New BP CEO Bob Looney talked about the legacy of Deepwater Horizon during a Feb. 12 speech.

“Ten years on, we are a safer, stronger and more disciplined company,” he said. “We learned some hard lessons we will never forget. We learned we don't always have all the answers. We learned we don't always get it right. We learned we can't do everything on our own: Relationships, partnerships, friends really matter. We remember those lessons in this new decade, where the big challenge for BP is the one the world faces: Climate change.”

But watchdogs fear that government regulation hasn’t kept pace with these lofty goals from industry.

Hoskins said there aren’t nearly enough government rig inspectors at the Interior Department’s Bureau of Safety and Environmental Enforcement. An exclusive WWL-TV investigation in 2014 found that a new center planned in Harahan for training government inspectors never got off the ground. Another WWL-TV investigation in 2015 found public records that showed the agency’s Environmental Enforcement Division wasn’t conducting basic enforcement tasks. The federal Government Accountability Office came to the same conclusion in its own investigation in 2016.

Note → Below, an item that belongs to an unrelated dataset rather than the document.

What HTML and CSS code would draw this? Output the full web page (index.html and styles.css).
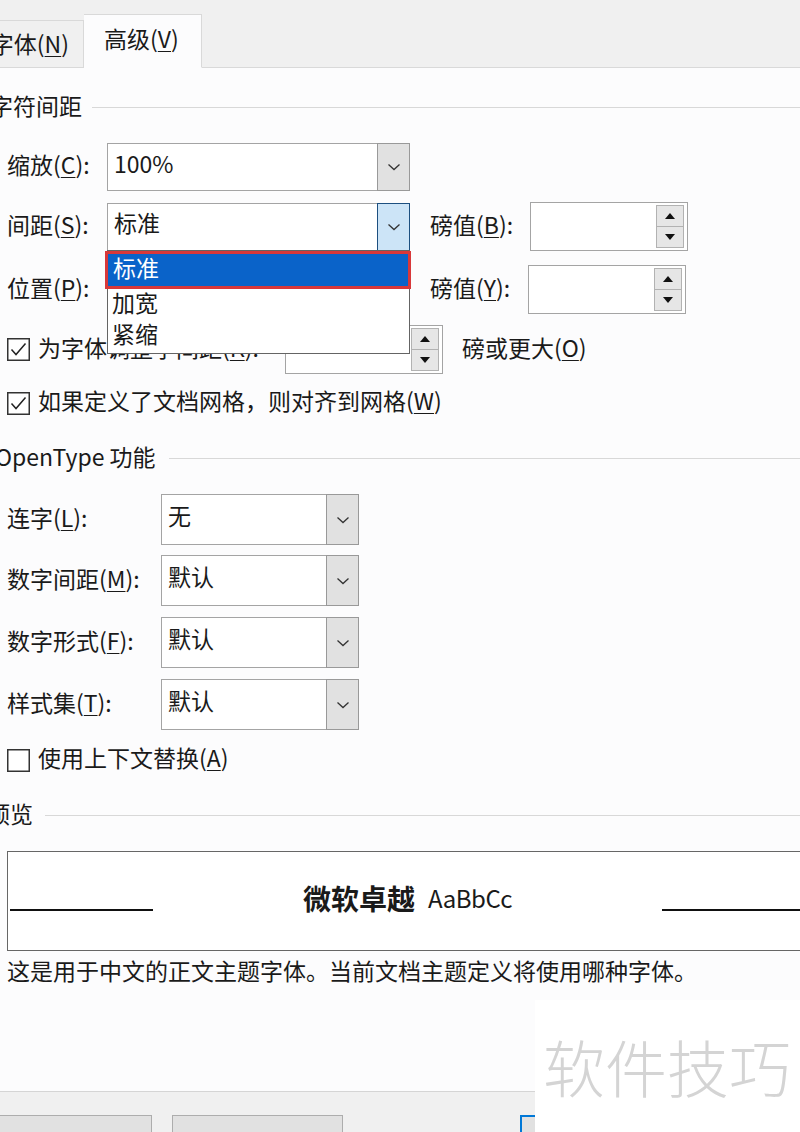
FILE: index.html
```html
<!DOCTYPE html>
<html lang="zh-CN">
<head>
<meta charset="utf-8">
<title>字体 - 高级</title>
<link rel="stylesheet" href="styles.css">
</head>
<body>
<div class="dialog">
  <div class="tabbar">
    <div class="tab">字体(<u>N</u>)</div>
    <div class="tab active">高级(<u>V</u>)</div>
  </div>

  <div class="content">
    <div class="group-head head-1"><span class="head-text">字符间距</span><span class="head-line"></span></div>

    <div class="row row-scale">
      <span class="label lbl-a">缩放(<u>C</u>):</span>
      <div class="combo combo-a">
        <span class="value">100%</span>
        <span class="drop-btn"><svg class="chev" width="14" height="8" viewBox="0 0 14 8"><polyline points="1.5,1.5 7,6.5 12.5,1.5" fill="none" stroke="#333" stroke-width="1.3"/></svg></span>
      </div>
    </div>

    <div class="row row-spacing">
      <span class="label lbl-a">间距(<u>S</u>):</span>
      <div class="combo combo-a">
        <span class="value">标准</span>
        <span class="drop-btn hot"><svg class="chev" width="14" height="8" viewBox="0 0 14 8"><polyline points="1.5,1.5 7,6.5 12.5,1.5" fill="none" stroke="#333" stroke-width="1.3"/></svg></span>
        <ul class="droplist">
          <li class="selected">标准</li>
          <li>加宽</li>
          <li>紧缩</li>
        </ul>
      </div>
      <span class="label lbl-pt">磅值(<u>B</u>):</span>
      <div class="spin">
        <div class="spin-btns"><span class="sb"><i class="tri-up"></i></span><span class="sb"><i class="tri-down"></i></span></div>
      </div>
    </div>

    <div class="row row-position">
      <span class="label lbl-a">位置(<u>P</u>):</span>
      <div class="combo combo-a combo-under">
        <span class="value"></span>
        <span class="drop-btn"></span>
      </div>
      <span class="label lbl-pt2">磅值(<u>Y</u>):</span>
      <div class="spin">
        <div class="spin-btns"><span class="sb"><i class="tri-up"></i></span><span class="sb"><i class="tri-down"></i></span></div>
      </div>
    </div>

    <div class="row row-kern">
      <svg class="check" width="23" height="23" viewBox="0 0 23 23"><rect x="0.75" y="0.75" width="21.5" height="21.5" fill="#fff" stroke="#333" stroke-width="1.5"/><polyline points="4.5,11.5 9,16.5 18.5,5.5" fill="none" stroke="#222" stroke-width="1.5"/></svg>
      <span class="label kern-text">为字体调整字间距(<u>K</u>):</span>
      <div class="spin spin-kern">
        <div class="spin-btns"><span class="sb"><i class="tri-up"></i></span><span class="sb"><i class="tri-down"></i></span></div>
      </div>
      <span class="label kern-after">磅或更大(<u>O</u>)</span>
    </div>

    <div class="row row-grid">
      <svg class="check" width="23" height="23" viewBox="0 0 23 23"><rect x="0.75" y="0.75" width="21.5" height="21.5" fill="#fff" stroke="#333" stroke-width="1.5"/><polyline points="4.5,11.5 9,16.5 18.5,5.5" fill="none" stroke="#222" stroke-width="1.5"/></svg>
      <span class="label check-text">如果定义了文档网格，则对齐到网格(<u>W</u>)</span>
    </div>

    <div class="group-head head-2"><span class="head-text">OpenType 功能</span><span class="head-line"></span></div>

    <div class="row row-ot ot-1">
      <span class="label lbl-b">连字(<u>L</u>):</span>
      <div class="combo combo-b">
        <span class="value">无</span>
        <span class="drop-btn"><svg class="chev" width="14" height="8" viewBox="0 0 14 8"><polyline points="1.5,1.5 7,6.5 12.5,1.5" fill="none" stroke="#333" stroke-width="1.3"/></svg></span>
      </div>
    </div>
    <div class="row row-ot ot-2">
      <span class="label lbl-b">数字间距(<u>M</u>):</span>
      <div class="combo combo-b">
        <span class="value">默认</span>
        <span class="drop-btn"><svg class="chev" width="14" height="8" viewBox="0 0 14 8"><polyline points="1.5,1.5 7,6.5 12.5,1.5" fill="none" stroke="#333" stroke-width="1.3"/></svg></span>
      </div>
    </div>
    <div class="row row-ot ot-3">
      <span class="label lbl-b">数字形式(<u>F</u>):</span>
      <div class="combo combo-b">
        <span class="value">默认</span>
        <span class="drop-btn"><svg class="chev" width="14" height="8" viewBox="0 0 14 8"><polyline points="1.5,1.5 7,6.5 12.5,1.5" fill="none" stroke="#333" stroke-width="1.3"/></svg></span>
      </div>
    </div>
    <div class="row row-ot ot-3">
      <span class="label lbl-b">样式集(<u>T</u>):</span>
      <div class="combo combo-b">
        <span class="value">默认</span>
        <span class="drop-btn"><svg class="chev" width="14" height="8" viewBox="0 0 14 8"><polyline points="1.5,1.5 7,6.5 12.5,1.5" fill="none" stroke="#333" stroke-width="1.3"/></svg></span>
      </div>
    </div>

    <div class="row row-ctx">
      <svg class="check" width="23" height="23" viewBox="0 0 23 23"><rect x="0.75" y="0.75" width="21.5" height="21.5" fill="#fff" stroke="#333" stroke-width="1.5"/></svg>
      <span class="label check-text">使用上下文替换(<u>A</u>)</span>
    </div>

    <div class="group-head head-3"><span class="head-text">预览</span><span class="head-line"></span></div>

    <div class="preview">
      <span class="pline pline-left"></span>
      <span class="sample"><b class="sample-cjk">微软卓越</b><span class="sample-latin">AaBbCc</span></span>
      <span class="pline pline-right"></span>
    </div>

    <div class="desc">这是用于中文的正文主题字体。当前文档主题定义将使用哪种字体。</div>
  </div>

  <div class="footer">
    <span class="btn btn-1">设为默认值(<u>D</u>)</span>
    <span class="btn btn-2">文字效果(<u>E</u>)...</span>
    <span class="btn btn-3">确定</span>
  </div>

  <div class="watermark">软件技巧</div>
</div>
</body>
</html>
```

FILE: styles.css
```css
* { box-sizing: border-box; }

html, body {
  margin: 0;
  padding: 0;
}

body {
  width: 800px;
  height: 1132px;
  overflow: hidden;
  background: #fcfcfd;
  font-family: "Noto Sans CJK SC", "Noto Sans", sans-serif;
  font-size: 23px;
  color: #1a1a1a;
}

u { text-decoration-thickness: 1px; text-underline-offset: 3px; }

.dialog {
  position: relative;
  display: flex;
  flex-direction: column;
  height: 1132px;
}

/* tabs */
.tabbar {
  height: 68px;
  flex: none;
  background: #f0f0f0;
  border-bottom: 1px solid #d9d9d9;
  display: flex;
  align-items: flex-end;
}

.tab {
  height: 48px;
  width: 84px;
  margin-bottom: -1px;
  border: 1px solid #d9d9d9;
  border-left: none;
  border-bottom: 1px solid #d9d9d9;
  background: #f0f0f0;
  display: flex;
  align-items: center;
  justify-content: flex-end;
  padding-right: 14px;
  padding-bottom: 2px;
  white-space: nowrap;
  line-height: 1;
}

.tab.active {
  height: 54px;
  width: 118px;
  background: #fcfcfd;
  border-bottom-color: #fcfcfd;
  justify-content: flex-start;
  padding-left: 20px;
  padding-bottom: 6px;
}

.content {
  padding-left: 7px;
  flex: none;
}

/* group headers */
.group-head {
  display: flex;
  align-items: center;
  height: 30px;
}

.head-text {
  white-space: nowrap;
  line-height: 1;
  padding-bottom: 5px;
}

.head-line {
  flex: 1;
  height: 1px;
  background: #d8d8d8;
  margin-left: 10px;
  margin-top: -1px;
}

.head-1 { margin-top: 25px; }
.head-1 .head-text { margin-left: -17px; }

.head-2 { margin-top: 26px; }
.head-2 .head-text { margin-left: -12px; }
.head-2 .head-line { margin-left: 13px; }

.head-3 { margin-top: 26px; }
.head-3 .head-text { margin-left: -20px; }
.head-3 .head-line { margin-left: 12px; }

/* rows */
.row {
  display: flex;
  align-items: center;
}

.label {
  white-space: nowrap;
  line-height: 1;
  flex: none;
  padding-bottom: 5px;
}

.lbl-a { width: 100px; }
.lbl-b { width: 154px; }
.lbl-pt { width: 100px; margin-left: 20px; }
.lbl-pt2 { width: 98px; margin-left: 20px; }

.row-scale { margin-top: 20px; }
.row-spacing { margin-top: 11px; }
.row-position { margin-top: 14px; }
.row-kern { margin-top: 11px; }
.row-grid { margin-top: 14px; height: 30px; }
.ot-1 { margin-top: 20px; }
.ot-2 { margin-top: 10px; }
.ot-3 { margin-top: 11px; }
.row-ctx { margin-top: 15px; height: 30px; }

/* combo boxes */
.combo {
  position: relative;
  display: flex;
  flex: none;
  border: 1px solid #a4a4a4;
  background: #fff;
}

.combo-a { width: 303px; height: 48px; }
.combo-b { width: 198px; height: 51px; }

.value {
  flex: 1;
  display: flex;
  align-items: center;
  padding-left: 6px;
  padding-bottom: 8px;
  line-height: 1;
}

.drop-btn {
  width: 33px;
  margin: -1px -1px -1px 0;
  border: 1px solid #999;
  background: #e1e1e1;
  display: flex;
  align-items: center;
  justify-content: center;
}

.drop-btn.hot {
  background: #cce4f7;
  border-color: #1c4f80;
}

.chev { display: block; }

/* dropdown list (open menu) */
.droplist {
  position: absolute;
  left: -1px;
  top: 100%;
  z-index: 5;
  width: 303px;
  height: 104px;
  margin: 0;
  padding: 0;
  list-style: none;
  background: #fff;
  border: 1px solid #646464;
}

.droplist li {
  height: 31px;
  display: flex;
  align-items: center;
  padding-left: 4px;
  padding-bottom: 4px;
  line-height: 1;
}

.droplist li.selected {
  height: 38px;
  margin: 0 -2px 0 -3px;
  border: 3px solid #d8383a;
  background: #0a63c9;
  color: #fff;
  padding-left: 5px;
}

/* spinners */
.spin {
  display: flex;
  justify-content: flex-end;
  flex: none;
  width: 158px;
  height: 49px;
  border: 1px solid #a4a4a4;
  background: #fff;
  padding: 2px 3px;
}

.spin-btns {
  width: 28px;
  display: flex;
  flex-direction: column;
}

.sb {
  flex: 1;
  border: 1px solid #b2b2b2;
  background: #e6e6e6;
  display: flex;
  align-items: center;
  justify-content: center;
}

.sb + .sb { border-top: none; }

.tri-up, .tri-down {
  display: block;
  width: 0;
  height: 0;
  border-left: 5px solid transparent;
  border-right: 5px solid transparent;
}

.tri-up { border-bottom: 6px solid #111; }
.tri-down { border-top: 6px solid #111; }

/* checkboxes */
.check {
  flex: none;
  display: block;
  margin-right: 8px;
}

.kern-text { width: 247px; }
.kern-after { margin-left: 19px; }

/* preview */
.preview {
  margin-top: 20px;
  width: 806px;
  height: 100px;
  border: 1px solid #666;
  background: #fff;
  display: flex;
  align-items: center;
  justify-content: space-between;
  padding-left: 2px;
}

.pline {
  display: block;
  height: 2px;
  background: #111;
  margin-top: 18px;
}

.pline-left { width: 143px; }
.pline-right { width: 150px; }

.sample {
  display: flex;
  align-items: center;
  line-height: 1;
  white-space: nowrap;
  padding-bottom: 6px;
}

.sample-cjk {
  font-size: 28px;
  font-weight: 700;
}

.sample-latin {
  font-size: 24px;
  margin-left: 13px;
  letter-spacing: -0.5px;
}

.desc {
  margin-top: 6px;
  height: 30px;
  display: flex;
  align-items: center;
  line-height: 1;
  white-space: nowrap;
  padding-bottom: 4px;
}

/* footer */
.footer {
  margin-top: auto;
  flex: none;
  height: 41px;
  border-top: 1px solid #d5d5d5;
  background: #f0f0f0;
  display: flex;
  align-items: flex-start;
  padding-top: 23px;
}

.btn {
  flex: none;
  height: 46px;
  border: 1px solid #adadad;
  background: #e1e1e1;
  display: flex;
  align-items: center;
  justify-content: center;
  line-height: 1;
  white-space: nowrap;
  padding-top: 22px;
}

.btn-1 { margin-left: -30px; width: 182px; }
.btn-2 { margin-left: 20px; width: 171px; }
.btn-3 { margin-left: 177px; width: 170px; border: 2px solid #0078d7; }

/* watermark overlay */
.watermark {
  position: absolute;
  right: 0;
  bottom: 0;
  width: 265px;
  height: 132px;
  background: #fff;
  color: #d4d4d4;
  font-size: 62px;
  font-weight: 300;
  line-height: 1;
  display: flex;
  align-items: center;
  padding-left: 8px;
  white-space: nowrap;
}
```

Gifford Briggs from the Louisiana Oil & Gas Association said his industry has stepped up to invest billions of dollars in safer operations and equipment to respond to spills. He said the Deepwater Horizon explosion and BP spill was an anomaly, not indicative of the industry’s dedication to its workers and the environment.

“There's no question that industry is in a better place today than we were 10 years before,” Briggs said. “But we've been in the Gulf of Mexico operating offshore since 1947. And, you know, when you look at it, broad scale, the industry has an incredible track record of safe operators, both from a personnel standpoint and an environment standpoint.”

Data compiled by environmental watchdogs at SkyTruth do show the number of Gulf oil spills steadily decreasing over the last 10 years, down from more than 2,600 spills reported in 2013 to fewer than 1,500 in 2019.

But the number of oil wells being drilled offshore has dropped even more during that time, from more than 350 to around 180. New Orleans-based Healthy Gulf compared the SkyTruth data with government well counts and found the rate of spills reported per well drilled each year actually increased, from about 7 spills per well drilled from 2011 to 2014, to an average of about 9 spills per well drilled from 2015 to 2019.

“I hadn't heard that statistic. That's sad,” Jones said.